Provincial / State sides
- Years: Team / Apps / (Points)
- 1993–04: North Harbour / 128 / (115)

Super Rugby
- Years: Team / Apps / (Points)
- 1996: Chiefs / 6 / (0)
- 1999: Blues / 11 / (10)
- 2000: Crusaders / 9 / (0)
- 2001–02: Blues / 22 / (5)
- 2003–04: Crusaders / 4 / (0)

= Slade McFarland =

New Zealand rugby union player (born 1972)
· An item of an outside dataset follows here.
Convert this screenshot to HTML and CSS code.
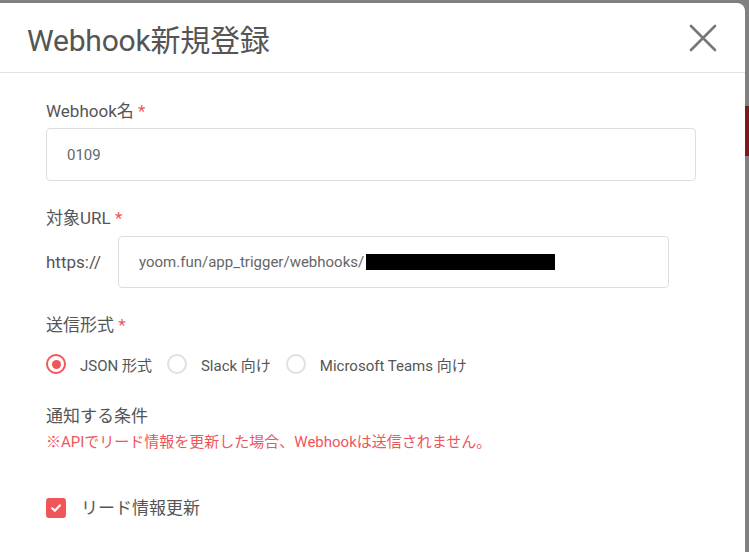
FILE: index.html
```html
<!DOCTYPE html>
<html lang="ja">
<head>
    <meta charset="UTF-8">
    <meta name="viewport" content="width=device-width, initial-scale=1.0">
    <title>Webhook新規登録</title>
    <link rel="stylesheet" href="styles.css">
</head>
<body>
    <div class="modal">
        <div class="modal-header">
            <h1 class="modal-title">Webhook新規登録</h1>
            <button class="close-btn" aria-label="閉じる">
                <svg width="28" height="28" viewBox="0 0 28 28">
                    <path d="M2 2 L26 26 M26 2 L2 26" stroke="#777" stroke-width="2.6" fill="none" stroke-linecap="round"/>
                </svg>
            </button>
        </div>

        <div class="modal-body">
            <div class="field">
                <label class="field-label">Webhook名 <span class="required">*</span></label>
                <div class="text-input name-input">0109</div>
            </div>

            <div class="field">
                <label class="field-label">対象URL <span class="required">*</span></label>
                <div class="url-row">
                    <span class="url-prefix">https://</span>
                    <div class="text-input url-input">yoom.fun/app_trigger/webhooks/<span class="redacted"></span></div>
                </div>
            </div>

            <div class="field">
                <label class="field-label">送信形式 <span class="required">*</span></label>
                <div class="radio-group">
                    <label class="radio checked"><span class="radio-mark"></span>JSON 形式</label>
                    <label class="radio"><span class="radio-mark"></span>Slack 向け</label>
                    <label class="radio"><span class="radio-mark"></span>Microsoft Teams 向け</label>
                </div>
            </div>

            <div class="field conditions">
                <label class="field-label">通知する条件</label>
                <p class="notice">※APIでリード情報を更新した場合、Webhookは送信されません。</p>
            </div>

            <label class="checkbox">
                <span class="checkbox-mark">
                    <svg width="12" height="12" viewBox="0 0 12 12">
                        <path d="M2.2 6.3 L4.8 8.8 L9.8 3.4" stroke="#fff" stroke-width="2.2" fill="none" stroke-linecap="round" stroke-linejoin="round"/>
                    </svg>
                </span>
                リード情報更新
            </label>
        </div>
    </div>

    <div class="backdrop-edge">
        <div class="backdrop-accent"></div>
    </div>
</body>
</html>
```

FILE: styles.css
```css
* {
    margin: 0;
    padding: 0;
    box-sizing: border-box;
}

body {
    font-family: Roboto, "Noto Sans CJK JP", sans-serif;
    background: #808080;
    color: #555;
    display: flex;
    align-items: flex-start;
    height: 552px;
    overflow: hidden;
}

.modal {
    width: 745px;
    height: 549px;
    margin-top: 3px;
    background: #fff;
    border-top-right-radius: 8px;
}

.modal-header {
    height: 70px;
    display: flex;
    align-items: center;
    justify-content: space-between;
    padding: 0 28px 0 27px;
    border-bottom: 1px solid #e3e3e3;
}

.modal-title {
    font-size: 30px;
    font-weight: 400;
    color: #555;
    letter-spacing: -0.2px;
}

.close-btn {
    border: none;
    background: none;
    display: flex;
    cursor: pointer;
    margin-top: 1px;
}

.modal-body {
    padding: 26px 0 0 46px;
}

.field {
    margin-bottom: 25px;
}

.field-label {
    display: block;
    font-size: 17px;
    line-height: 24px;
    margin-bottom: 5px;
    color: #555;
}

.required {
    color: #f0555a;
}

.text-input {
    height: 53px;
    border: 1px solid #dedede;
    border-radius: 4px;
    padding: 0 20px;
    display: flex;
    align-items: center;
    font-size: 15px;
    color: #666;
}

.name-input {
    width: 650px;
}

.url-row {
    display: flex;
    align-items: center;
    margin-top: 6px;
}

.url-prefix {
    width: 72px;
    font-size: 17px;
    color: #555;
}

.url-input {
    width: 551px;
    height: 52px;
}

.redacted {
    display: inline-block;
    width: 189px;
    height: 16px;
    background: #000;
    margin-left: 2px;
}

.radio-group {
    display: flex;
    gap: 15px;
    margin-top: 15px;
    height: 24px;
    align-items: center;
}

.radio {
    display: flex;
    align-items: center;
    gap: 14px;
    font-size: 15px;
    color: #555;
}

.radio-mark {
    width: 20px;
    height: 20px;
    border-radius: 50%;
    border: 2px solid #e0e0e0;
    display: flex;
    align-items: center;
    justify-content: center;
}

.radio.checked .radio-mark {
    border: 2.5px solid #f0555a;
}

.radio.checked .radio-mark::after {
    content: "";
    width: 9px;
    height: 9px;
    border-radius: 50%;
    background: #f0555a;
}

.conditions {
    margin-top: 28px;
    margin-bottom: 0;
}

.conditions .field-label {
    margin-bottom: 4px;
}

.notice {
    font-size: 15px;
    line-height: 20px;
    color: #f0555a;
}

.checkbox {
    display: flex;
    align-items: center;
    gap: 15px;
    font-size: 17px;
    line-height: 24px;
    margin-top: 44px;
    color: #555;
}

.checkbox-mark {
    width: 20px;
    height: 20px;
    border-radius: 3px;
    background: #f0555a;
    display: flex;
    align-items: center;
    justify-content: center;
}

.backdrop-edge {
    width: 4px;
    padding-top: 106px;
}

.backdrop-accent {
    height: 50px;
    background: #7a1a1c;
}
```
Slade Paul McFarland (born 31 August 1972) is a New Zealand former professional rugby union player.

==Biography==
===Early life===
Raised in Auckland, McFarland was educated at Dilworth School and Rangitoto College.

===Rugby career===
McFarland, a hooker, played over 200 games for East Coast Bays and was a North Harbour provincial player. He earned regular Māori All Blacks selection during his career and was also a New Zealand A representative. His Super 12 career began at the Chiefs in 1996, before multiple stints with both the Blues and Crusaders. He briefly played in Wales for Swansea-based club Dunvant and was a medical joker with Stade Toulousain in the 2005–06 Top 14 season.